● Provided material
>>
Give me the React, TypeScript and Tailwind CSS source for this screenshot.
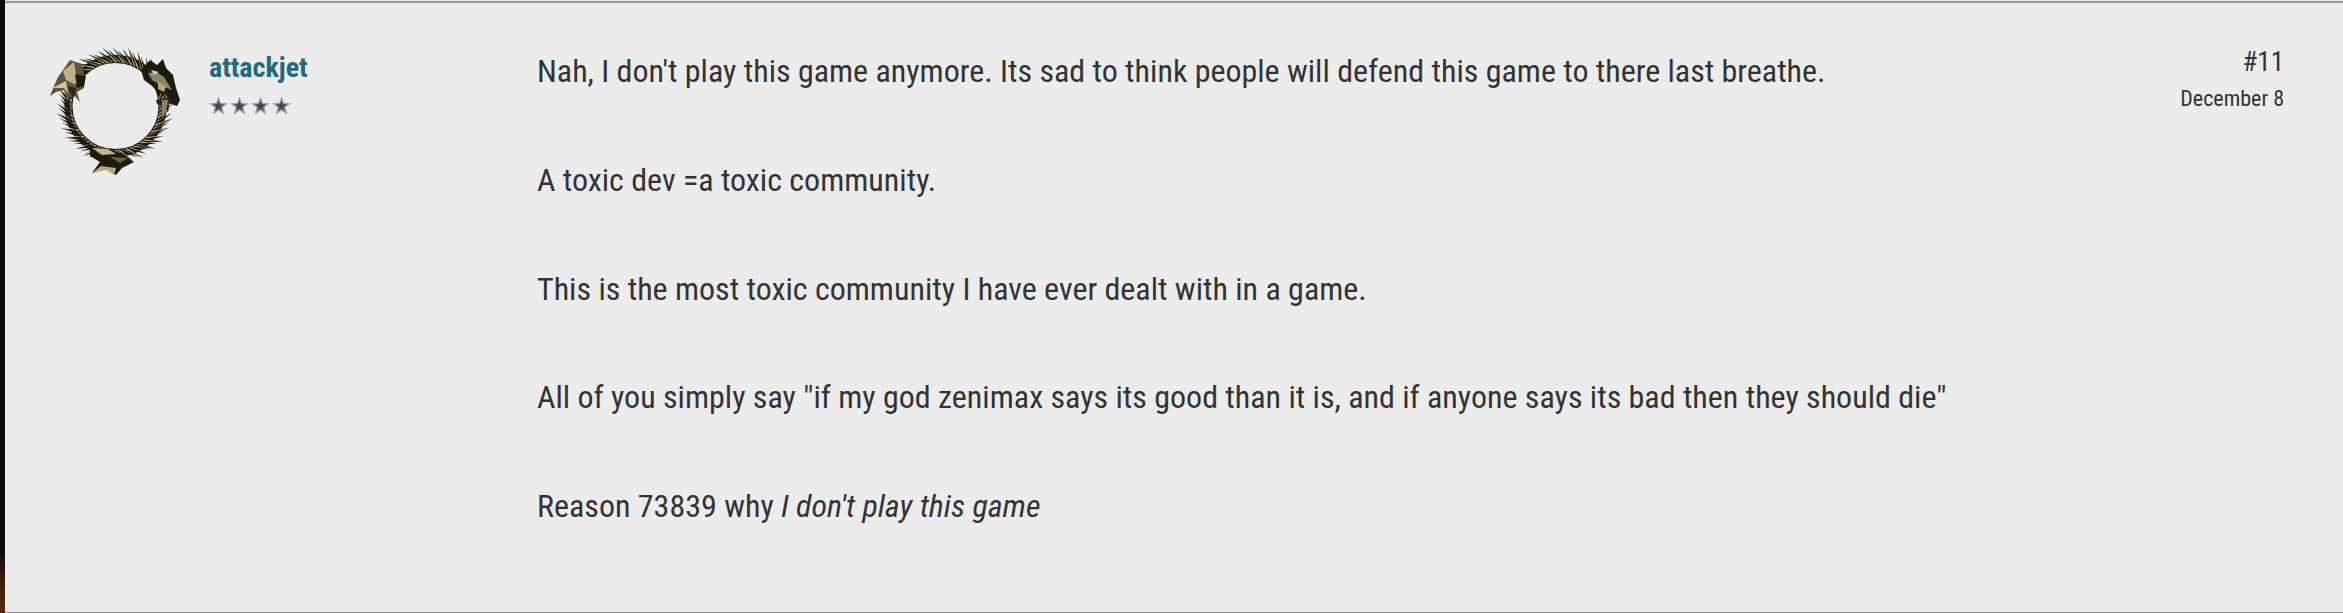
<<
>>
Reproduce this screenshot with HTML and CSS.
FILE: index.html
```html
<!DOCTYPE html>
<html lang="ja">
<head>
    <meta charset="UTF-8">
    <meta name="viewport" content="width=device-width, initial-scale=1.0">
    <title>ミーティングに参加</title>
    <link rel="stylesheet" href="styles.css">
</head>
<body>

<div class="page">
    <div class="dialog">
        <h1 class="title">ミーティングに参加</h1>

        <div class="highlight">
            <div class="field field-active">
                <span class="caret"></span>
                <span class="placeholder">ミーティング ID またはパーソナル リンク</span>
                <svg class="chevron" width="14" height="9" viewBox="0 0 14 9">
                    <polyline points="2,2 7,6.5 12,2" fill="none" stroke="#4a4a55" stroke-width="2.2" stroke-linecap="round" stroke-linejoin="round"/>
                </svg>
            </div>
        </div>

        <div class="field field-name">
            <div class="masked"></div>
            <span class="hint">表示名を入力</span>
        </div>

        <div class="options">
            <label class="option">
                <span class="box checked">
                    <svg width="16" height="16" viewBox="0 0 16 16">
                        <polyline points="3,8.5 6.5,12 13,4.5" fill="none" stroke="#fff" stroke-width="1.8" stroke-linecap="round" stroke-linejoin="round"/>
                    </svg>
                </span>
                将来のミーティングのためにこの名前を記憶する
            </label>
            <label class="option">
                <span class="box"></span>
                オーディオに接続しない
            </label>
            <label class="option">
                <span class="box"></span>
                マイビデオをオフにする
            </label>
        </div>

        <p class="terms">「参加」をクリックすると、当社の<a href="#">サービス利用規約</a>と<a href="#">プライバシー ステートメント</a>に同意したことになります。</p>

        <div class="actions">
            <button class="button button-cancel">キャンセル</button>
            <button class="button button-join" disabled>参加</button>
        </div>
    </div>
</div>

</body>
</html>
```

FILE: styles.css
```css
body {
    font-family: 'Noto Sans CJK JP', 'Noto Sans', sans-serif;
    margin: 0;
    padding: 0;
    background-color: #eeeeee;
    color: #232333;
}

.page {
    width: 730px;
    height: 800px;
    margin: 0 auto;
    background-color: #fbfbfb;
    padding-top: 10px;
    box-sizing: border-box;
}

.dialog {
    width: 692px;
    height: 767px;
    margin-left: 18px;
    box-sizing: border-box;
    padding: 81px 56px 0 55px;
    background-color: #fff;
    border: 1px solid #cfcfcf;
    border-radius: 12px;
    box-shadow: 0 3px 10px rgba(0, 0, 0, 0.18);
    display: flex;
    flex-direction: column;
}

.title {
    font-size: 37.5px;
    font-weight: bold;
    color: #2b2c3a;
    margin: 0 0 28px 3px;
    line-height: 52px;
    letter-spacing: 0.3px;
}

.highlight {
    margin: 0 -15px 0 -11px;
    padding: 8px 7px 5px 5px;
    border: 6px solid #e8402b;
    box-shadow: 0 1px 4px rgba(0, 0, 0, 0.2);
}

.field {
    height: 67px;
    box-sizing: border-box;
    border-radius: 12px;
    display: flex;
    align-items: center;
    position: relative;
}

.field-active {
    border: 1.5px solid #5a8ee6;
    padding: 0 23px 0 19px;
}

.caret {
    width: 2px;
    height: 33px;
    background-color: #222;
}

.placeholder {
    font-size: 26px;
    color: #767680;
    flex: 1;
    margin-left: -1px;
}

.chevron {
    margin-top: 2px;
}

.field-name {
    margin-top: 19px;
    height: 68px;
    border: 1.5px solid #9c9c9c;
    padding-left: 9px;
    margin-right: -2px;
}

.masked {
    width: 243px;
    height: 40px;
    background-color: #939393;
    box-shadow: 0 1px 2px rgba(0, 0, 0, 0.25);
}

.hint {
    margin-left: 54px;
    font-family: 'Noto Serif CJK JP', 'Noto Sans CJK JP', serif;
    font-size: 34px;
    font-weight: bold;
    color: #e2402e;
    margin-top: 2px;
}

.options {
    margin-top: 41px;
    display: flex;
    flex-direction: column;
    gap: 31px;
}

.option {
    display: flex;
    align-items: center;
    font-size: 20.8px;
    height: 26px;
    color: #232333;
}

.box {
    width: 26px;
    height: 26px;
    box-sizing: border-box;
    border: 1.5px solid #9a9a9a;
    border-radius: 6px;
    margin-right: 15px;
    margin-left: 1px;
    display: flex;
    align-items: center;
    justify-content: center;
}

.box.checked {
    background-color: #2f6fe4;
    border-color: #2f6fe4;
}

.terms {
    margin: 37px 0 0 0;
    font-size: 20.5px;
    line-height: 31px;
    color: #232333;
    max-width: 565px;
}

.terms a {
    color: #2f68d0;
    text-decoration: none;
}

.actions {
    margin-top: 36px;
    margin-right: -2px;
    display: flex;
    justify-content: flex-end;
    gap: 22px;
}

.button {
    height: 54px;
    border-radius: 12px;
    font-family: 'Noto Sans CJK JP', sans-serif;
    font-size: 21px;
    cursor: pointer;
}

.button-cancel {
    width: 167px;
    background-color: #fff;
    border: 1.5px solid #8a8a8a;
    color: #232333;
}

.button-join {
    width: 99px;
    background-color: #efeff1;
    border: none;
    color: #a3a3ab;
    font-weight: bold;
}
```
<<
>>
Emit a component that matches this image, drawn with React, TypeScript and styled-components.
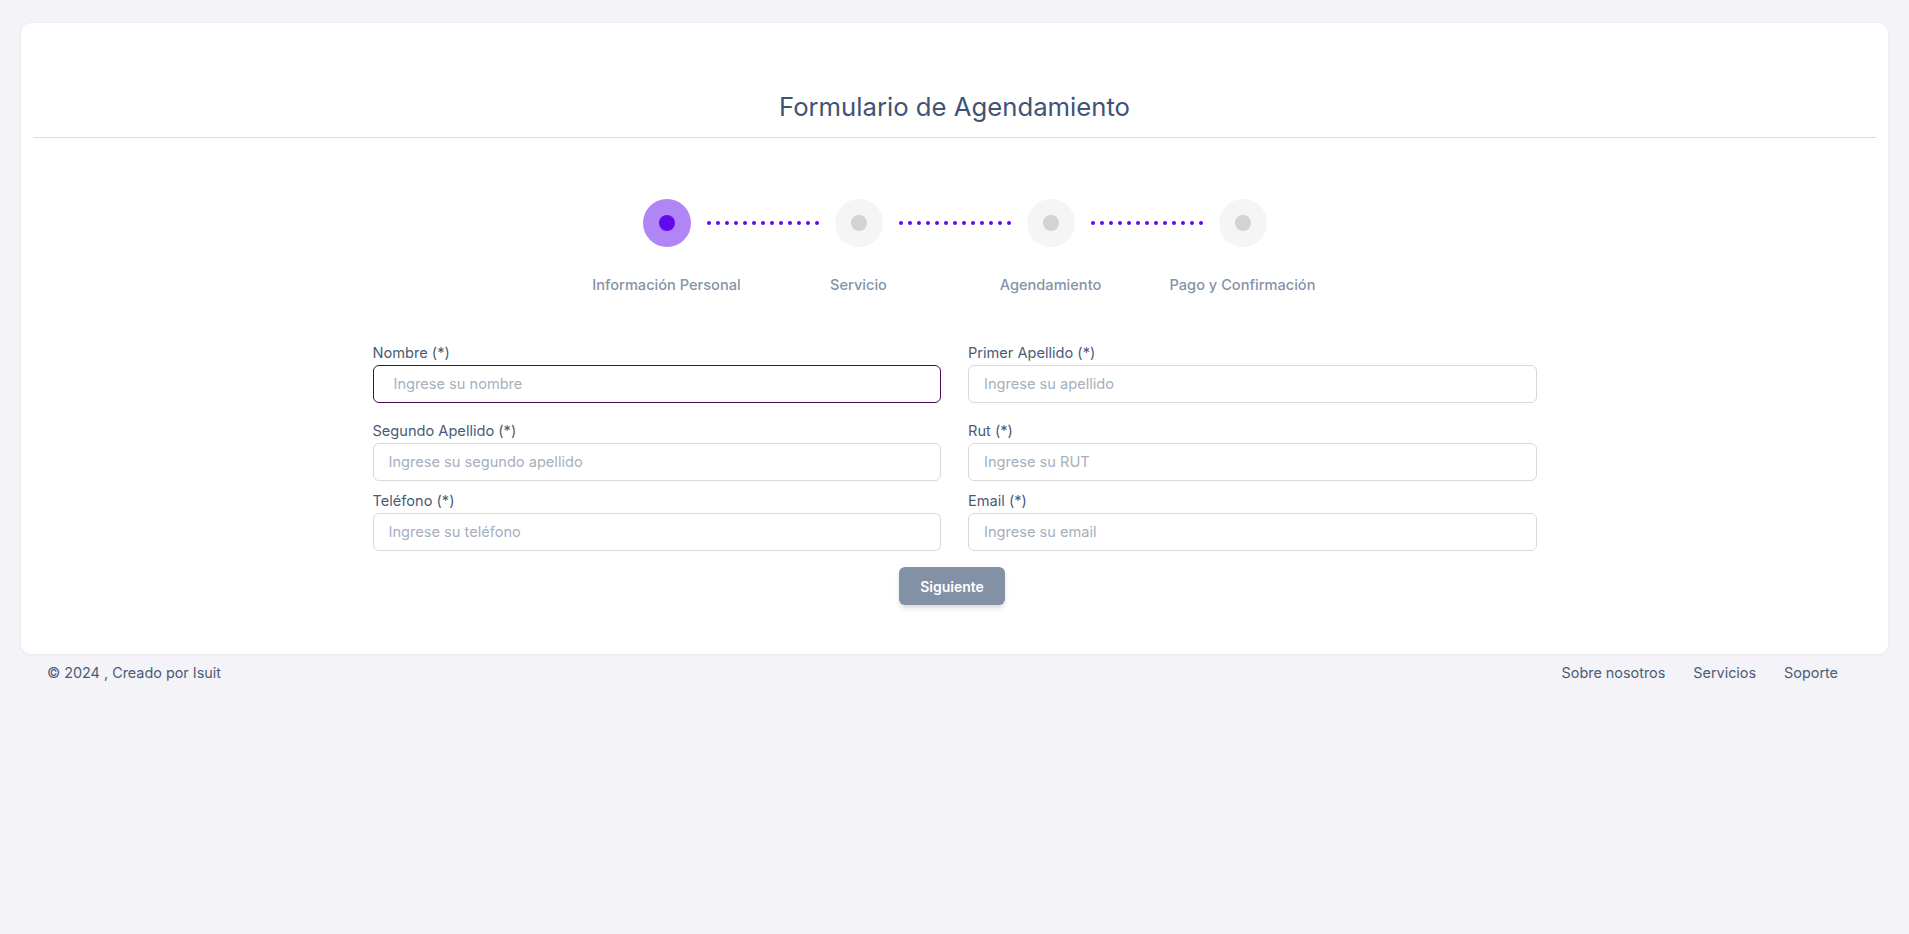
<<
● Stated problem
Copy out all lines above that include the string "with".

● Task result
Reproduce this screenshot with HTML and CSS.
Emit a component that matches this image, drawn with React, TypeScript and styled-components.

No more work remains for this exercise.